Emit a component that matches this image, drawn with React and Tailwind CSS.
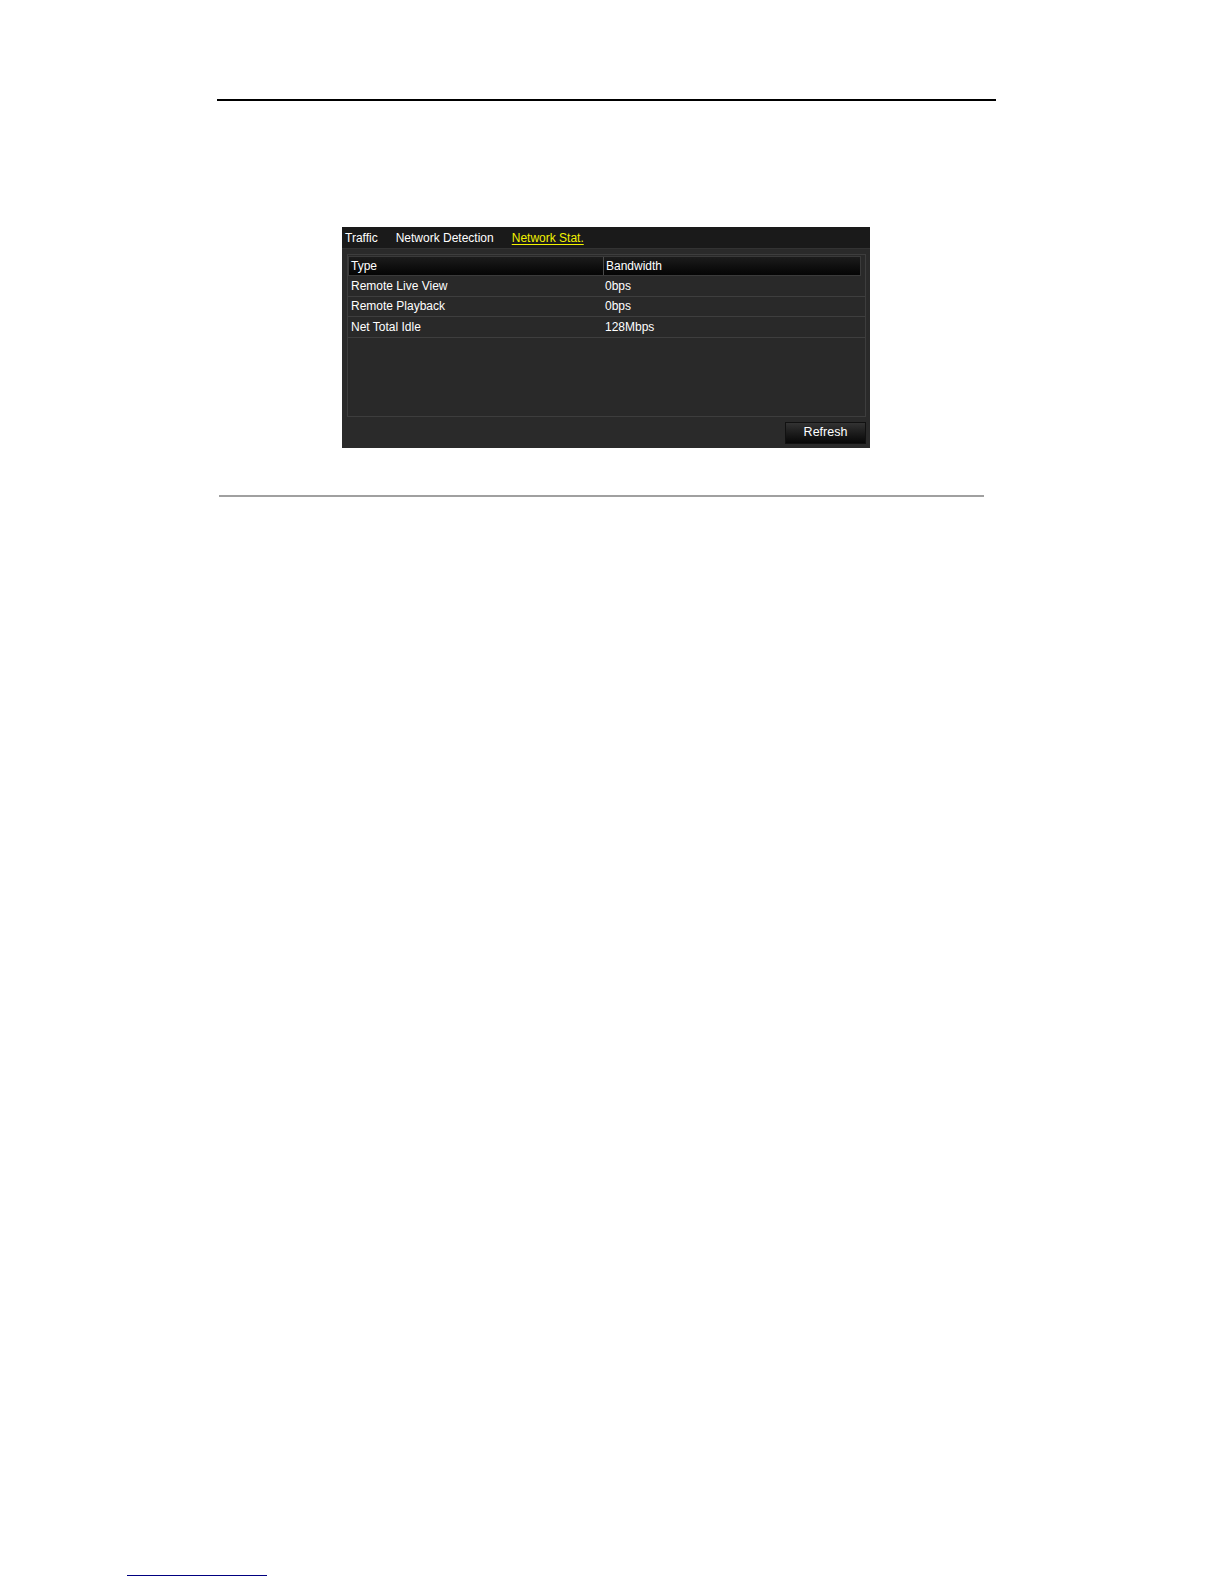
export default function App() {
	const rows = [
		["Remote Live View", "0bps"],
		["Remote Playback", "0bps"],
		["Net Total Idle", "128Mbps"],
	];

	return (
		<div className="w-full h-screen overflow-hidden bg-white flex flex-col font-['Liberation_Sans',Arial,sans-serif]">
			<div className="mt-[99px] ml-[217px] w-[779px] h-[2px] bg-black shrink-0" />

			<div className="mt-[126px] ml-[342px] w-[528px] h-[221px] shrink-0 flex flex-col bg-[#2a2a2a] text-white text-[12px]">
				<div className="h-[22px] flex items-center gap-[18px] pl-[3px] bg-[#1a1a1a] border-b border-[#333]">
					<span>Traffic</span>
					<span>Network Detection</span>
					<span className="text-[#f2f200] underline underline-offset-[2px]">Network Stat.</span>
				</div>

				<div className="mt-[5px] ml-[5px] mr-[4px] h-[163px] border border-[#3d3d3d] bg-[#292929] flex flex-col pt-[1px] pr-[4px]">
					<div className="h-[20px] flex bg-gradient-to-b from-[#1c1c1c] to-[#050505] border border-[#3a3a3a]">
						<div className="w-[255px] pl-[2px] flex items-center border-r border-[#4a4a4a]">Type</div>
						<div className="flex-1 pl-[2px] flex items-center">Bandwidth</div>
					</div>
					{rows.map(([name, value]) => (
						<div key={name} className="h-[20.5px] flex items-center border-b border-[#3e3e3e] mr-[-4px]">
							<div className="w-[257px] pl-[3px]">{name}</div>
							<div className="flex-1">{value}</div>
						</div>
					))}
				</div>

				<div className="flex-1 flex items-center justify-end pr-[4px]">
					<div className="w-[81px] h-[22px] flex items-center justify-center text-[12.5px] bg-gradient-to-b from-[#333] to-[#080808] border border-[#111]">
						Refresh
					</div>
				</div>
			</div>

			<div className="mt-[47px] ml-[219px] w-[765px] h-[2px] bg-[#a0a0a0] shrink-0" />

			<div className="mt-auto mb-[8px] ml-[127px] w-[140px] h-px bg-[#000080] shrink-0" />
		</div>
	);
}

■ Short problem
Return only the lines running from the top of the data to the line that holds "ml-[217px] w-[779px] h-[2px]". Include both of those lines, but skip the pictures.

■ Result below
Emit a component that matches this image, drawn with React and Tailwind CSS.
export default function App() {
	const rows = [
		["Remote Live View", "0bps"],
		["Remote Playback", "0bps"],
		["Net Total Idle", "128Mbps"],
	];

	return (
		<div className="w-full h-screen overflow-hidden bg-white flex flex-col font-['Liberation_Sans',Arial,sans-serif]">
			<div className="mt-[99px] ml-[217px] w-[779px] h-[2px] bg-black shrink-0" />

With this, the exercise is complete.